A. Rodriquez Carmona, La religione ebraica. Storia e teologia, Edizioni San Paolo, Cinisello Balsamo, 2005.
Ch. L'Eplattenier, Atti degli Apostoli, commento pastorale, Edizioni San Paolo, Cinisello Balsamo, 1996.
Nuovo Dizionario Enciclopedico Illustrato della Bibbia, Edizioni Piemme, Casale Monferrato, 2005.
M. Lurker, Dizionario delle immagini e dei simboli biblici, Edizioni Paoline, Cinisello Balsamo, 1990.

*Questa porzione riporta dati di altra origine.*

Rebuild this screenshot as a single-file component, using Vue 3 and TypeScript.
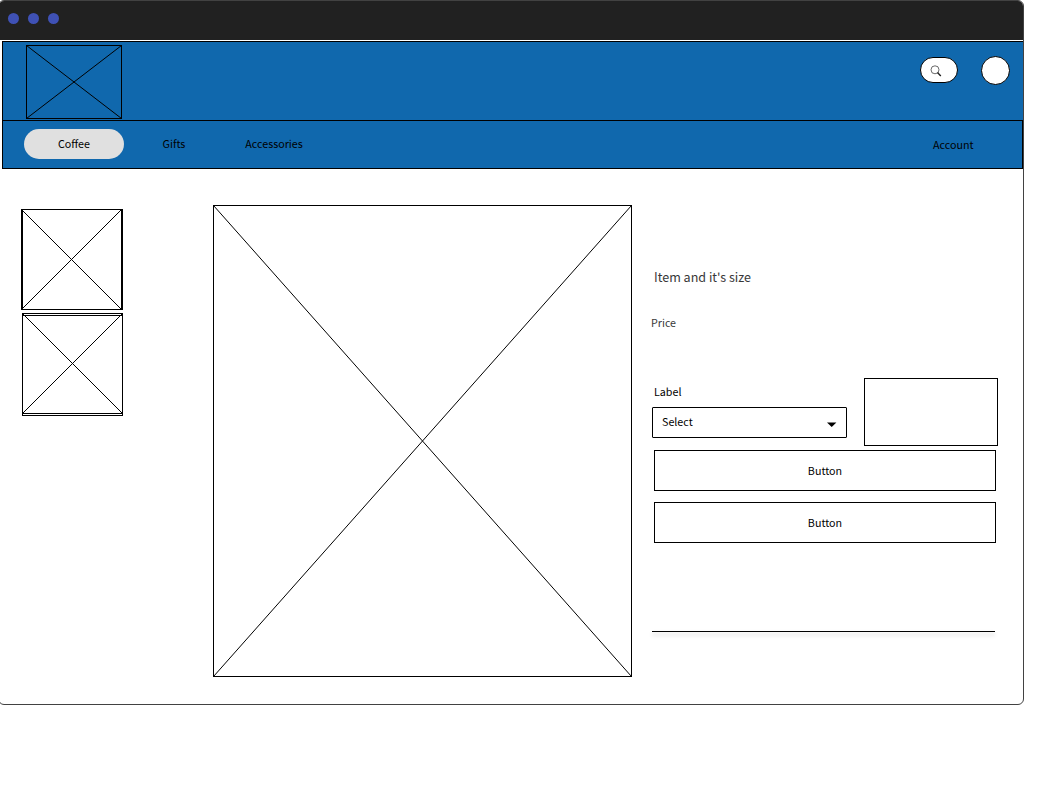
<script setup lang="ts">
interface NavItem {
  label: string
  active: boolean
}

const navItems: NavItem[] = [
  { label: 'Coffee', active: true },
  { label: 'Gifts', active: false },
  { label: 'Accessories', active: false },
]
const actions: string[] = ['Button', 'Button']
</script>

<template>
  <div class="window">
    <div class="titlebar">
      <span v-for="n in 3" :key="n" class="dot"></span>
    </div>

    <header class="header">
      <svg class="logo" width="96" height="74" viewBox="0 0 96 74">
        <rect x="0.5" y="0.5" width="95" height="73" />
        <path d="M0.5 0.5L95.5 73.5M95.5 0.5L0.5 73.5" />
      </svg>
      <div class="tools">
        <div class="search">
          <svg width="12" height="12" viewBox="0 0 12 12">
            <circle class="lens" cx="5" cy="4.8" r="4" />
            <path class="handle" d="M7.5 7.5L10.8 11" />
          </svg>
        </div>
        <div class="avatar"></div>
      </div>
    </header>

    <nav class="nav">
      <a v-for="item in navItems" :key="item.label" class="nav-item" :class="{ active: item.active }">{{ item.label }}</a>
      <a class="account">Account</a>
    </nav>

    <main class="product">
      <div class="thumbs">
        <svg width="102" height="101" viewBox="0 0 102 101" shape-rendering="crispEdges">
          <path class="ink" d="M0 0H102V101H0ZM2 1V100H100V1Z" fill-rule="evenodd" />
          <path d="M0.5 0.5L100.5 100.5M100.5 0.5L0.5 100.5" />
        </svg>
        <svg class="second" width="101" height="103" viewBox="0 0 101 103" shape-rendering="crispEdges">
          <rect x="0.5" y="0.5" width="100" height="102" />
          <path d="M0 2.5H101M0 100.5H101M0.5 0.5L100.5 100.5M100.5 0.5L0.5 100.5" />
        </svg>
      </div>

      <svg class="photo" width="419" height="472" viewBox="0 0 419 472">
        <rect x="0.5" y="0.5" width="418" height="471" />
        <path d="M0.5 0.5L418.5 471.5M418.5 0.5L0.5 471.5" />
      </svg>

      <section class="details">
        <h1 class="title">Item and it's size</h1>
        <p class="price">Price</p>
        <div class="options">
          <div class="field">
            <label class="label">Label</label>
            <div class="select">
              <span class="value">Select</span>
              <svg width="10" height="5" viewBox="0 0 10 5"><path class="ink" d="M0 0.5H9.4L4.7 5Z" /></svg>
            </div>
          </div>
          <div class="box"></div>
        </div>
        <button v-for="(action, i) in actions" :key="i" class="button">{{ action }}</button>
        <div class="divider"></div>
      </section>
    </main>
  </div>
</template>

<style>
body {
  background: #fff;
  overflow: hidden;
}
</style>

<style scoped>
.window {
  box-sizing: border-box;
  width: 1026px;
  height: 705px;
  margin-left: -2px;
  border: 1px solid #424242;
  border-radius: 6px;
  overflow: hidden;
  background: #fff;
  color: #000;
  font: 10.72px/18px "Noto Sans CJK SC", sans-serif;
}
svg {
  display: block;
  fill: none;
  stroke: #000;
  stroke-width: 1;
}
.ink {
  fill: #000;
  stroke: none;
}
.titlebar {
  display: flex;
  gap: 9px;
  height: 39px;
  padding: 12px 0 0 9px;
  box-sizing: border-box;
  background: #212121;
}
.dot {
  width: 11px;
  height: 11px;
  border-radius: 50%;
  background: #3f51b5;
}
.header {
  box-sizing: border-box;
  display: flex;
  justify-content: space-between;
  height: 79px;
  margin: 1px -1px 0 3px;
  padding: 3px 13px 0 23px;
  border: 1px solid #000;
  border-bottom: 0;
  background: #1068ad;
}
.tools {
  display: flex;
  gap: 23px;
  padding-top: 11px;
}
.search {
  box-sizing: border-box;
  width: 38px;
  height: 26px;
  margin-top: 1px;
  padding: 7px 0 0 9px;
  border: 1px solid #000;
  border-radius: 13px;
  background: #fff;
}
.lens {
  stroke: #444;
  stroke-width: 0.8;
}
.handle {
  stroke: #222;
  stroke-width: 1.4;
}
.avatar {
  box-sizing: border-box;
  width: 29px;
  height: 29px;
  border: 1px solid #000;
  border-radius: 50%;
  background: #fff;
}
.nav {
  box-sizing: border-box;
  display: flex;
  align-items: flex-start;
  height: 49px;
  margin: 0 0 0 3px;
  padding: 8px 48.5px 0 21px;
  border: 1px solid #000;
  background: #1068ad;
}
.nav-item {
  width: 100px;
  line-height: 30px;
  text-align: center;
  border-radius: 15px;
}
.active {
  background: #e0e0e0;
}
.account {
  margin-left: auto;
  line-height: 32px;
}
.product {
  display: flex;
  align-items: flex-start;
  padding: 36px 0 0 22px;
}
.thumbs {
  display: grid;
  gap: 3px;
  width: 102px;
  padding-top: 4px;
}
.second {
  margin-left: 1px;
}
.photo {
  margin-left: 90px;
}
.details {
  width: 347px;
  margin-left: 19px;
  padding-top: 62px;
}
.title {
  margin: 0 0 0 3px;
  font-size: 12.55px;
  line-height: 20px;
  font-weight: 400;
  color: #383838;
}
.price {
  margin: 27px 0 0;
  color: #383838;
}
.options {
  display: flex;
  justify-content: space-between;
  height: 68px;
  margin: 46px 0 4px 1px;
}
.label {
  display: block;
  margin: 5px 0 6px 2px;
}
.select {
  box-sizing: border-box;
  display: flex;
  align-items: center;
  justify-content: space-between;
  width: 195px;
  height: 31px;
  padding: 0 9px 0 9px;
  border: 1px solid #000;
  border-radius: 1px;
}
.value {
  margin-bottom: 2px;
}
.select svg {
  margin-top: 3px;
}
.box {
  box-sizing: border-box;
  width: 134px;
  height: 68px;
  border: 1px solid #000;
}
.button {
  box-sizing: border-box;
  display: block;
  width: 342px;
  height: 41px;
  margin: 0 0 11px 3px;
  padding: 0;
  border: 1px solid #000;
  background: #fff;
  color: #000;
  font: inherit;
}
.divider {
  width: 343px;
  height: 1px;
  margin: 88px 0 0 1px;
  background: #000;
  box-shadow: 0 3px 4px rgba(0, 0, 0, 0.25);
}
</style>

1Significativa in tal senso è la visione che Giovanni ha nella sua Apocalisse: «Attorno al trono, poi, c'erano ventiquattro seggi e sui seggi stavano seduti ventiquattro vegliardi avvolti in candide vesti con corone d'oro sul capo» (Ap 4,4). Il trono simboleggia il potere assoluto di Dio, attorno al quale sono schierati, senza soluzione di continuità, ventiquattro vegliardi, quasi una sorta di emanazione divina; le loro vesti infatti sono candide, il colore della divinità. Essi rappresentano i due tempi della storia della salvezza significati nei dodici figli di Giacobbe, capostipiti dell'antico Israele, e nei dodici apostoli, capostipiti nel Risorto del nuovo Israele.
2Il termine “Pentecoste” compare soltanto due volte in tutto l'A.T.; in Tb 2,1 dove viene associato espressamente alla festività ebraica delle Settimane, e in 2Mac 12,32. Entrambi i libri sono datati al II sec. a.C.